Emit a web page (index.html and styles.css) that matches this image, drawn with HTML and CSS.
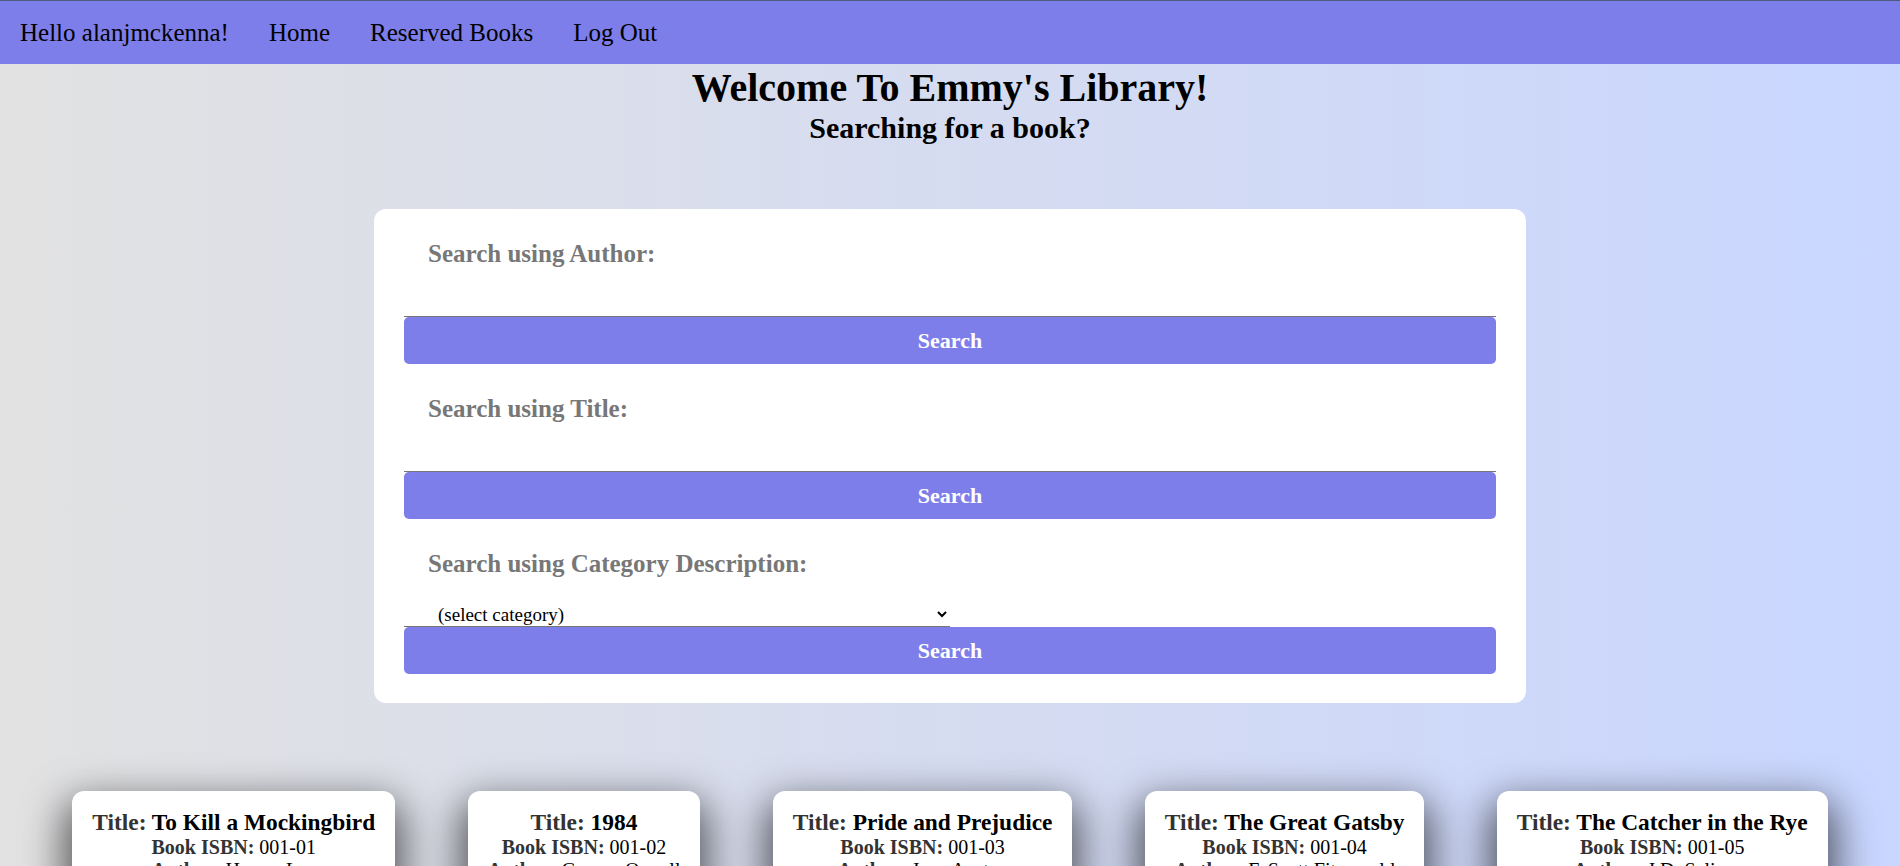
FILE: index.html
```html
<!DOCTYPE html>
<html lang="en">
<head>
<meta charset="utf-8">
<title>Emmy's Library</title>
<link rel="stylesheet" href="styles.css">
</head>
<body>
<nav class="topnav">
  <span class="nav-item">Hello alanjmckenna!</span>
  <a class="nav-item" href="#">Home</a>
  <a class="nav-item" href="#">Reserved Books</a>
  <a class="nav-item" href="#">Log Out</a>
</nav>

<header class="intro">
  <h1 class="intro-title">Welcome To Emmy's Library!</h1>
  <h2 class="intro-sub">Searching for a book?</h2>
</header>

<main class="content">
  <section class="search-card">
    <form class="search-group">
      <label class="search-label" for="author">Search using Author:</label>
      <div class="field"><input class="search-input" id="author" type="text"></div>
      <button class="search-btn" type="button">Search</button>
    </form>
    <form class="search-group">
      <label class="search-label" for="title">Search using Title:</label>
      <div class="field"><input class="search-input" id="title" type="text"></div>
      <button class="search-btn" type="button">Search</button>
    </form>
    <form class="search-group">
      <label class="search-label" for="cat">Search using Category Description:</label>
      <div class="field field-select">
        <select class="search-select" id="cat">
          <option>(select category)</option>
          <option>Fiction</option>
          <option>Classics</option>
        </select>
      </div>
      <button class="search-btn" type="button">Search</button>
    </form>
  </section>

  <section class="book-list">
    <article class="book-card">
      <h3 class="book-title"><span class="lbl">Title:</span> To Kill a Mockingbird</h3>
      <p class="book-line"><b class="lbl">Book ISBN:</b> 001-01</p>
      <p class="book-line"><b class="lbl">Author:</b> Harper Lee</p>
      <p class="book-line"><b class="lbl">Year:</b> 1960</p>
    </article>
    <article class="book-card">
      <h3 class="book-title"><span class="lbl">Title:</span> 1984</h3>
      <p class="book-line"><b class="lbl">Book ISBN:</b> 001-02</p>
      <p class="book-line"><b class="lbl">Author:</b> George Orwell</p>
      <p class="book-line"><b class="lbl">Year:</b> 1949</p>
    </article>
    <article class="book-card">
      <h3 class="book-title"><span class="lbl">Title:</span> Pride and Prejudice</h3>
      <p class="book-line"><b class="lbl">Book ISBN:</b> 001-03</p>
      <p class="book-line"><b class="lbl">Author:</b> Jane Austen</p>
      <p class="book-line"><b class="lbl">Year:</b> 1813</p>
    </article>
    <article class="book-card">
      <h3 class="book-title"><span class="lbl">Title:</span> The Great Gatsby</h3>
      <p class="book-line"><b class="lbl">Book ISBN:</b> 001-04</p>
      <p class="book-line"><b class="lbl">Author:</b> F. Scott Fitzgerald</p>
      <p class="book-line"><b class="lbl">Year:</b> 1925</p>
    </article>
    <article class="book-card">
      <h3 class="book-title"><span class="lbl">Title:</span> The Catcher in the Rye</h3>
      <p class="book-line"><b class="lbl">Book ISBN:</b> 001-05</p>
      <p class="book-line"><b class="lbl">Author:</b> J.D. Salinger</p>
      <p class="book-line"><b class="lbl">Year:</b> 1951</p>
    </article>
  </section>
</main>
</body>
</html>
```

FILE: styles.css
```css
html {
  background: linear-gradient(to left, #c9d6ff, #e2e2e2);
  min-height: 100%;
}

body {
  margin: 0;
  font-family: "Liberation Serif", "Times New Roman", serif;
  font-size: 20px;
  color: #000;
}

.topnav {
  display: flex;
  align-items: center;
  height: 64px;
  box-sizing: border-box;
  border-top: 1px solid #4b5c7c;
  background: #7d7eea;
}

.nav-item {
  padding: 0 20px;
  font-size: 25px;
  color: #000;
  text-decoration: none;
}

.intro {
  text-align: center;
}

.intro-title {
  margin: 0;
  font-size: 40px;
  font-weight: bold;
}

.intro-sub {
  margin: 0;
  font-size: 30px;
  font-weight: bold;
}

.search-card {
  width: 1092px;
  margin: 64px auto 88px;
  padding: 30px 30px 29px;
  background: #fff;
  border-radius: 12px;
}

.search-group {
  display: flex;
  flex-direction: column;
  margin: 0;
}

.search-group + .search-group {
  margin-top: 30px;
}

.search-label {
  padding-left: 24px;
  padding-top: 1px;
  font-size: 25px;
  font-weight: bold;
  color: #777;
}

.field {
  display: flex;
  align-items: flex-end;
  height: 49px;
}

.search-input {
  width: 100%;
  height: 49px;
  box-sizing: border-box;
  border: none;
  border-bottom: 1px solid #767676;
  background: transparent;
  font-family: inherit;
  font-size: 20px;
  outline: none;
}

.search-select {
  width: 50%;
  height: 25px;
  box-sizing: border-box;
  padding: 0 0 0 30px;
  border: none;
  border-bottom: 1px solid #767676;
  border-radius: 0;
  background: #fff;
  font-family: "Liberation Serif", "Times New Roman", serif;
  font-size: 19px;
  color: #000;
}

.search-btn {
  height: 47px;
  border: none;
  border-radius: 5px;
  background: #7d7eea;
  color: #fff;
  font-family: inherit;
  font-size: 22px;
  font-weight: bold;
  cursor: pointer;
}

.book-list {
  display: flex;
  justify-content: space-evenly;
  align-items: flex-start;
  padding-bottom: 60px;
}

.book-card {
  padding: 18px 20px 20px;
  background: #fff;
  border-radius: 12px;
  box-shadow: 0 18px 40px 8px rgba(0, 0, 0, 0.62);
  text-align: center;
}

.book-title {
  margin: 0;
  font-size: 23.4px;
  font-weight: bold;
}

.book-line {
  margin: 0;
}

.lbl {
  color: #333;
  font-weight: bold;
}
```
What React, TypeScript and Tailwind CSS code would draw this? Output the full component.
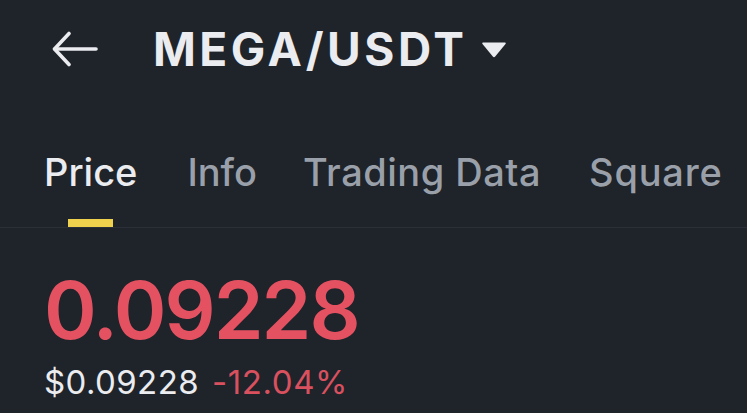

→ **What to work on**
Write the records above out again exactly, with no pictures in your copy.

→ **Answer below**
Emit a web page (index.html and styles.css) that matches this image, drawn with HTML and CSS.
FILE: index.html
```html
<!DOCTYPE html>
<html lang="en">
<head>
<meta charset="utf-8">
<title>Emmy's Library</title>
<link rel="stylesheet" href="styles.css">
</head>
<body>
<nav class="topnav">
  <span class="nav-item">Hello alanjmckenna!</span>
  <a class="nav-item" href="#">Home</a>
  <a class="nav-item" href="#">Reserved Books</a>
  <a class="nav-item" href="#">Log Out</a>
</nav>

<header class="intro">
  <h1 class="intro-title">Welcome To Emmy's Library!</h1>
  <h2 class="intro-sub">Searching for a book?</h2>
</header>

<main class="content">
  <section class="search-card">
    <form class="search-group">
      <label class="search-label" for="author">Search using Author:</label>
      <div class="field"><input class="search-input" id="author" type="text"></div>
      <button class="search-btn" type="button">Search</button>
    </form>
    <form class="search-group">
      <label class="search-label" for="title">Search using Title:</label>
      <div class="field"><input class="search-input" id="title" type="text"></div>
      <button class="search-btn" type="button">Search</button>
    </form>
    <form class="search-group">
      <label class="search-label" for="cat">Search using Category Description:</label>
      <div class="field field-select">
        <select class="search-select" id="cat">
          <option>(select category)</option>
          <option>Fiction</option>
          <option>Classics</option>
        </select>
      </div>
      <button class="search-btn" type="button">Search</button>
    </form>
  </section>

  <section class="book-list">
    <article class="book-card">
      <h3 class="book-title"><span class="lbl">Title:</span> To Kill a Mockingbird</h3>
      <p class="book-line"><b class="lbl">Book ISBN:</b> 001-01</p>
      <p class="book-line"><b class="lbl">Author:</b> Harper Lee</p>
      <p class="book-line"><b class="lbl">Year:</b> 1960</p>
    </article>
    <article class="book-card">
      <h3 class="book-title"><span class="lbl">Title:</span> 1984</h3>
      <p class="book-line"><b class="lbl">Book ISBN:</b> 001-02</p>
      <p class="book-line"><b class="lbl">Author:</b> George Orwell</p>
      <p class="book-line"><b class="lbl">Year:</b> 1949</p>
    </article>
    <article class="book-card">
      <h3 class="book-title"><span class="lbl">Title:</span> Pride and Prejudice</h3>
      <p class="book-line"><b class="lbl">Book ISBN:</b> 001-03</p>
      <p class="book-line"><b class="lbl">Author:</b> Jane Austen</p>
      <p class="book-line"><b class="lbl">Year:</b> 1813</p>
    </article>
    <article class="book-card">
      <h3 class="book-title"><span class="lbl">Title:</span> The Great Gatsby</h3>
      <p class="book-line"><b class="lbl">Book ISBN:</b> 001-04</p>
      <p class="book-line"><b class="lbl">Author:</b> F. Scott Fitzgerald</p>
      <p class="book-line"><b class="lbl">Year:</b> 1925</p>
    </article>
    <article class="book-card">
      <h3 class="book-title"><span class="lbl">Title:</span> The Catcher in the Rye</h3>
      <p class="book-line"><b class="lbl">Book ISBN:</b> 001-05</p>
      <p class="book-line"><b class="lbl">Author:</b> J.D. Salinger</p>
      <p class="book-line"><b class="lbl">Year:</b> 1951</p>
    </article>
  </section>
</main>
</body>
</html>
```

FILE: styles.css
```css
html {
  background: linear-gradient(to left, #c9d6ff, #e2e2e2);
  min-height: 100%;
}

body {
  margin: 0;
  font-family: "Liberation Serif", "Times New Roman", serif;
  font-size: 20px;
  color: #000;
}

.topnav {
  display: flex;
  align-items: center;
  height: 64px;
  box-sizing: border-box;
  border-top: 1px solid #4b5c7c;
  background: #7d7eea;
}

.nav-item {
  padding: 0 20px;
  font-size: 25px;
  color: #000;
  text-decoration: none;
}

.intro {
  text-align: center;
}

.intro-title {
  margin: 0;
  font-size: 40px;
  font-weight: bold;
}

.intro-sub {
  margin: 0;
  font-size: 30px;
  font-weight: bold;
}

.search-card {
  width: 1092px;
  margin: 64px auto 88px;
  padding: 30px 30px 29px;
  background: #fff;
  border-radius: 12px;
}

.search-group {
  display: flex;
  flex-direction: column;
  margin: 0;
}

.search-group + .search-group {
  margin-top: 30px;
}

.search-label {
  padding-left: 24px;
  padding-top: 1px;
  font-size: 25px;
  font-weight: bold;
  color: #777;
}

.field {
  display: flex;
  align-items: flex-end;
  height: 49px;
}

.search-input {
  width: 100%;
  height: 49px;
  box-sizing: border-box;
  border: none;
  border-bottom: 1px solid #767676;
  background: transparent;
  font-family: inherit;
  font-size: 20px;
  outline: none;
}

.search-select {
  width: 50%;
  height: 25px;
  box-sizing: border-box;
  padding: 0 0 0 30px;
  border: none;
  border-bottom: 1px solid #767676;
  border-radius: 0;
  background: #fff;
  font-family: "Liberation Serif", "Times New Roman", serif;
  font-size: 19px;
  color: #000;
}

.search-btn {
  height: 47px;
  border: none;
  border-radius: 5px;
  background: #7d7eea;
  color: #fff;
  font-family: inherit;
  font-size: 22px;
  font-weight: bold;
  cursor: pointer;
}

.book-list {
  display: flex;
  justify-content: space-evenly;
  align-items: flex-start;
  padding-bottom: 60px;
}

.book-card {
  padding: 18px 20px 20px;
  background: #fff;
  border-radius: 12px;
  box-shadow: 0 18px 40px 8px rgba(0, 0, 0, 0.62);
  text-align: center;
}

.book-title {
  margin: 0;
  font-size: 23.4px;
  font-weight: bold;
}

.book-line {
  margin: 0;
}

.lbl {
  color: #333;
  font-weight: bold;
}
```
What React, TypeScript and Tailwind CSS code would draw this? Output the full component.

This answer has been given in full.